▸ **Given problem**: Pictures do not belong in your copy. Repeat all the other data exactly.

*** Data to process ***

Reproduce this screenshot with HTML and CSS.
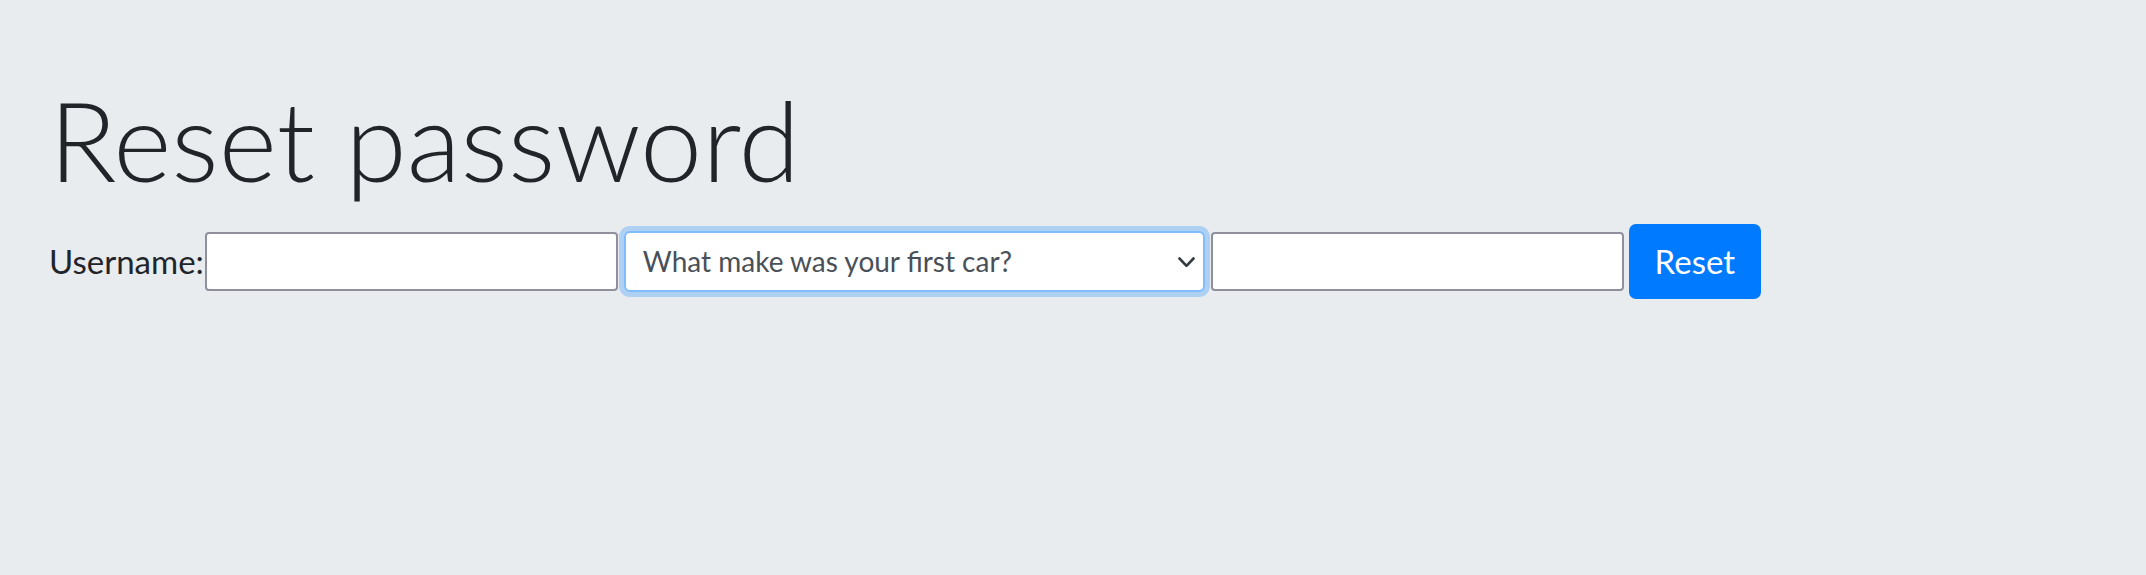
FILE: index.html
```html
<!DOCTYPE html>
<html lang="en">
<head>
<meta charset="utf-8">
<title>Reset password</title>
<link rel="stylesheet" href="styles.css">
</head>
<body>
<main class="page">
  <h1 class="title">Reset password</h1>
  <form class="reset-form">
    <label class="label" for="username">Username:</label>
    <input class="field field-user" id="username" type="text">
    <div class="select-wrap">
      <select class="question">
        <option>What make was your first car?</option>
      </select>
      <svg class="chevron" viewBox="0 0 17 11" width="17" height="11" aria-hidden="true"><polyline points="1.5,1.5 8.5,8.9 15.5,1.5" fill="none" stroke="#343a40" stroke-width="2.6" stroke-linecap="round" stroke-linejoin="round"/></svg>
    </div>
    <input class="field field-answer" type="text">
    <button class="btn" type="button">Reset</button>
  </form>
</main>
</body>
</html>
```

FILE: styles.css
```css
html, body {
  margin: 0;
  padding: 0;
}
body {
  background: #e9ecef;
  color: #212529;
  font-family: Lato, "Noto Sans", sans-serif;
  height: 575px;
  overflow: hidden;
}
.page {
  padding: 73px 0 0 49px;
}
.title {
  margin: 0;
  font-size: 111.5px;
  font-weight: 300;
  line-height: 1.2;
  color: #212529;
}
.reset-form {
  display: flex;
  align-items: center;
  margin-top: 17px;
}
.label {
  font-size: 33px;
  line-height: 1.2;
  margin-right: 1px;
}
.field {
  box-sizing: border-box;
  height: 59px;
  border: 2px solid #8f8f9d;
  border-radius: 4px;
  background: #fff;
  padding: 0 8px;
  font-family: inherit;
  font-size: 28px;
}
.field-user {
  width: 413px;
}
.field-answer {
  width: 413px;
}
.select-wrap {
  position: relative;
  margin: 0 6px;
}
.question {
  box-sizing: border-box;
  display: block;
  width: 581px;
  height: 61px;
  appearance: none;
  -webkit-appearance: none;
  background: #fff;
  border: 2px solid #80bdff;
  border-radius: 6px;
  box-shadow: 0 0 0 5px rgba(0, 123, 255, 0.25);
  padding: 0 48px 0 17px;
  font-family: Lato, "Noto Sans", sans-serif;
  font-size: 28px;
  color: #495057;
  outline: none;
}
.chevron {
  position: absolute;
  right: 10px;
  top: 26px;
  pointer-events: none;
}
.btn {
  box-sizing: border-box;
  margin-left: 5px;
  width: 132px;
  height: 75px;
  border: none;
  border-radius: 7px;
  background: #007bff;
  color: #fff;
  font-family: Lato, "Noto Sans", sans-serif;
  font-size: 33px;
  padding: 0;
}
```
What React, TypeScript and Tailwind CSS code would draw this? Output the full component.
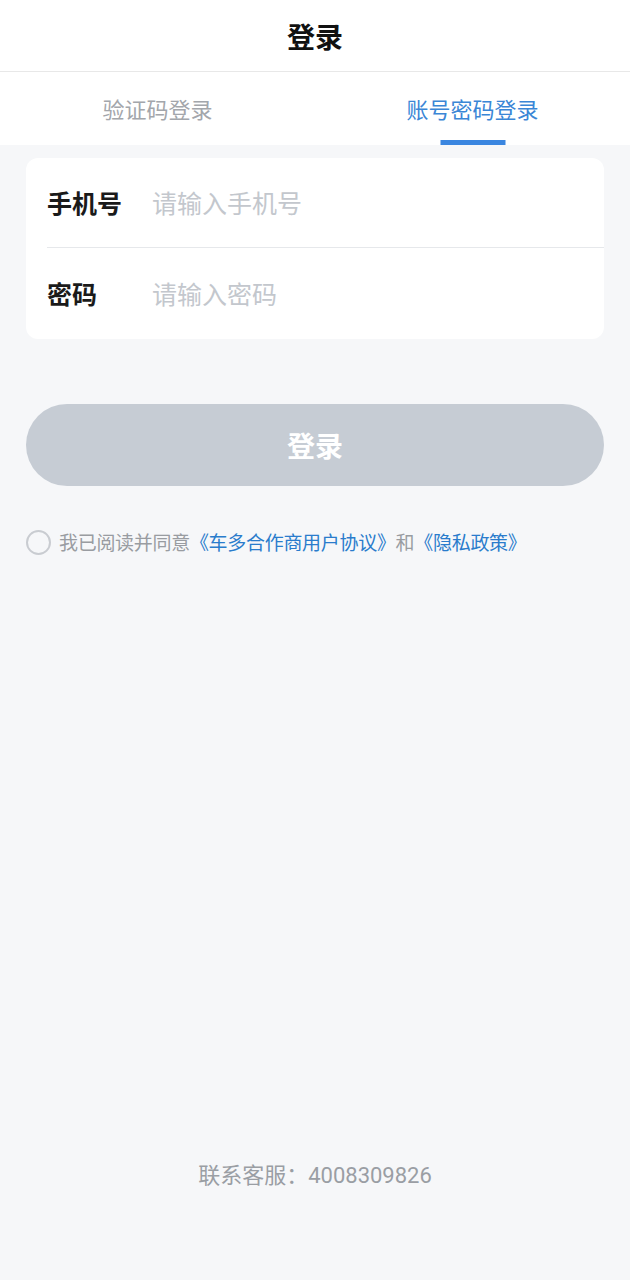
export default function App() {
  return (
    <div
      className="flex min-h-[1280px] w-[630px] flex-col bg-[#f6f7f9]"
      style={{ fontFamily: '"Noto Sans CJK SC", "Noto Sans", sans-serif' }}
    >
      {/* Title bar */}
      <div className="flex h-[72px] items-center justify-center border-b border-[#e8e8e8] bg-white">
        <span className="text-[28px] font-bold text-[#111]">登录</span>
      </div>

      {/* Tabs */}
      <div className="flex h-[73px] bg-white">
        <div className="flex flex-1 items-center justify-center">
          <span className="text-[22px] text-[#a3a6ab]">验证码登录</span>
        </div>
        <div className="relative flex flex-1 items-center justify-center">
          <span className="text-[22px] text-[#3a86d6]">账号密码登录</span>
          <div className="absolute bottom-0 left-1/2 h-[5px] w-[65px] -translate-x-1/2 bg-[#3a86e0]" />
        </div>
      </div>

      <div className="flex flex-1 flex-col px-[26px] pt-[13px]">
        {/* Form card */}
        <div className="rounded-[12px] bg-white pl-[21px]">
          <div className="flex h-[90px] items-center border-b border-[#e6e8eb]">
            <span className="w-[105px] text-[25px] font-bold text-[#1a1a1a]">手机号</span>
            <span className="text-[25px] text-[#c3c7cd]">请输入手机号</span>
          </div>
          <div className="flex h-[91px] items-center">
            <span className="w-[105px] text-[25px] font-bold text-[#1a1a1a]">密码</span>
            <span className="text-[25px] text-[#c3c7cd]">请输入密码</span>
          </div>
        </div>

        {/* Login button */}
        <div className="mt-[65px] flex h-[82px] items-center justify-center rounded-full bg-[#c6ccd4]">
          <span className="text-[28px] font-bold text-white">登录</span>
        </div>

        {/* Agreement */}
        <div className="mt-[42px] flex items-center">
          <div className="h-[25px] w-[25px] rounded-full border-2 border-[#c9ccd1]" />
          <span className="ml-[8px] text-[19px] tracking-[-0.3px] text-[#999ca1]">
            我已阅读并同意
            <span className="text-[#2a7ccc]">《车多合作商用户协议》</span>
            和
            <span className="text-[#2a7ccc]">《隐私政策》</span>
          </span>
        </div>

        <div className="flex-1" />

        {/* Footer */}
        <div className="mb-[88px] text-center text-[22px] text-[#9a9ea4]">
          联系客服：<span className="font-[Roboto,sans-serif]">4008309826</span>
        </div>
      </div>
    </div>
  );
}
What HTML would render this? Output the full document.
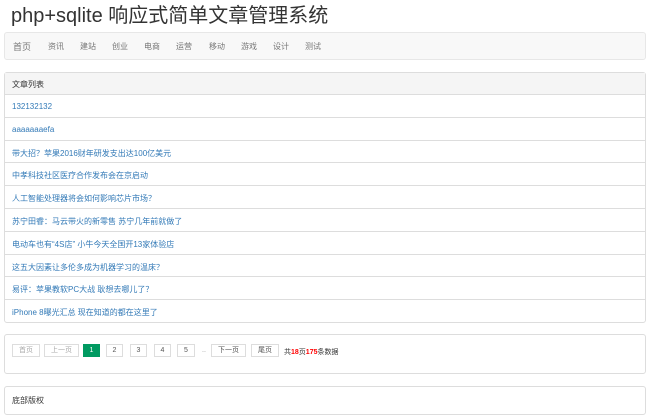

***

▸ **Answer to this problem**:
Reproduce this screenshot with HTML and CSS.
FILE: index.html
```html
<!DOCTYPE html>
<html lang="en">
<head>
<meta charset="utf-8">
<title>Reset password</title>
<link rel="stylesheet" href="styles.css">
</head>
<body>
<main class="page">
  <h1 class="title">Reset password</h1>
  <form class="reset-form">
    <label class="label" for="username">Username:</label>
    <input class="field field-user" id="username" type="text">
    <div class="select-wrap">
      <select class="question">
        <option>What make was your first car?</option>
      </select>
      <svg class="chevron" viewBox="0 0 17 11" width="17" height="11" aria-hidden="true"><polyline points="1.5,1.5 8.5,8.9 15.5,1.5" fill="none" stroke="#343a40" stroke-width="2.6" stroke-linecap="round" stroke-linejoin="round"/></svg>
    </div>
    <input class="field field-answer" type="text">
    <button class="btn" type="button">Reset</button>
  </form>
</main>
</body>
</html>
```

FILE: styles.css
```css
html, body {
  margin: 0;
  padding: 0;
}
body {
  background: #e9ecef;
  color: #212529;
  font-family: Lato, "Noto Sans", sans-serif;
  height: 575px;
  overflow: hidden;
}
.page {
  padding: 73px 0 0 49px;
}
.title {
  margin: 0;
  font-size: 111.5px;
  font-weight: 300;
  line-height: 1.2;
  color: #212529;
}
.reset-form {
  display: flex;
  align-items: center;
  margin-top: 17px;
}
.label {
  font-size: 33px;
  line-height: 1.2;
  margin-right: 1px;
}
.field {
  box-sizing: border-box;
  height: 59px;
  border: 2px solid #8f8f9d;
  border-radius: 4px;
  background: #fff;
  padding: 0 8px;
  font-family: inherit;
  font-size: 28px;
}
.field-user {
  width: 413px;
}
.field-answer {
  width: 413px;
}
.select-wrap {
  position: relative;
  margin: 0 6px;
}
.question {
  box-sizing: border-box;
  display: block;
  width: 581px;
  height: 61px;
  appearance: none;
  -webkit-appearance: none;
  background: #fff;
  border: 2px solid #80bdff;
  border-radius: 6px;
  box-shadow: 0 0 0 5px rgba(0, 123, 255, 0.25);
  padding: 0 48px 0 17px;
  font-family: Lato, "Noto Sans", sans-serif;
  font-size: 28px;
  color: #495057;
  outline: none;
}
.chevron {
  position: absolute;
  right: 10px;
  top: 26px;
  pointer-events: none;
}
.btn {
  box-sizing: border-box;
  margin-left: 5px;
  width: 132px;
  height: 75px;
  border: none;
  border-radius: 7px;
  background: #007bff;
  color: #fff;
  font-family: Lato, "Noto Sans", sans-serif;
  font-size: 33px;
  padding: 0;
}
```
What React, TypeScript and Tailwind CSS code would draw this? Output the full component.
export default function App() {
  return (
    <div
      className="flex min-h-[1280px] w-[630px] flex-col bg-[#f6f7f9]"
      style={{ fontFamily: '"Noto Sans CJK SC", "Noto Sans", sans-serif' }}
    >
      {/* Title bar */}
      <div className="flex h-[72px] items-center justify-center border-b border-[#e8e8e8] bg-white">
        <span className="text-[28px] font-bold text-[#111]">登录</span>
      </div>

      {/* Tabs */}
      <div className="flex h-[73px] bg-white">
        <div className="flex flex-1 items-center justify-center">
          <span className="text-[22px] text-[#a3a6ab]">验证码登录</span>
        </div>
        <div className="relative flex flex-1 items-center justify-center">
          <span className="text-[22px] text-[#3a86d6]">账号密码登录</span>
          <div className="absolute bottom-0 left-1/2 h-[5px] w-[65px] -translate-x-1/2 bg-[#3a86e0]" />
        </div>
      </div>

      <div className="flex flex-1 flex-col px-[26px] pt-[13px]">
        {/* Form card */}
        <div className="rounded-[12px] bg-white pl-[21px]">
          <div className="flex h-[90px] items-center border-b border-[#e6e8eb]">
            <span className="w-[105px] text-[25px] font-bold text-[#1a1a1a]">手机号</span>
            <span className="text-[25px] text-[#c3c7cd]">请输入手机号</span>
          </div>
          <div className="flex h-[91px] items-center">
            <span className="w-[105px] text-[25px] font-bold text-[#1a1a1a]">密码</span>
            <span className="text-[25px] text-[#c3c7cd]">请输入密码</span>
          </div>
        </div>

        {/* Login button */}
        <div className="mt-[65px] flex h-[82px] items-center justify-center rounded-full bg-[#c6ccd4]">
          <span className="text-[28px] font-bold text-white">登录</span>
        </div>

        {/* Agreement */}
        <div className="mt-[42px] flex items-center">
          <div className="h-[25px] w-[25px] rounded-full border-2 border-[#c9ccd1]" />
          <span className="ml-[8px] text-[19px] tracking-[-0.3px] text-[#999ca1]">
            我已阅读并同意
            <span className="text-[#2a7ccc]">《车多合作商用户协议》</span>
            和
            <span className="text-[#2a7ccc]">《隐私政策》</span>
          </span>
        </div>

        <div className="flex-1" />

        {/* Footer */}
        <div className="mb-[88px] text-center text-[22px] text-[#9a9ea4]">
          联系客服：<span className="font-[Roboto,sans-serif]">4008309826</span>
        </div>
      </div>
    </div>
  );
}
What HTML would render this? Output the full document.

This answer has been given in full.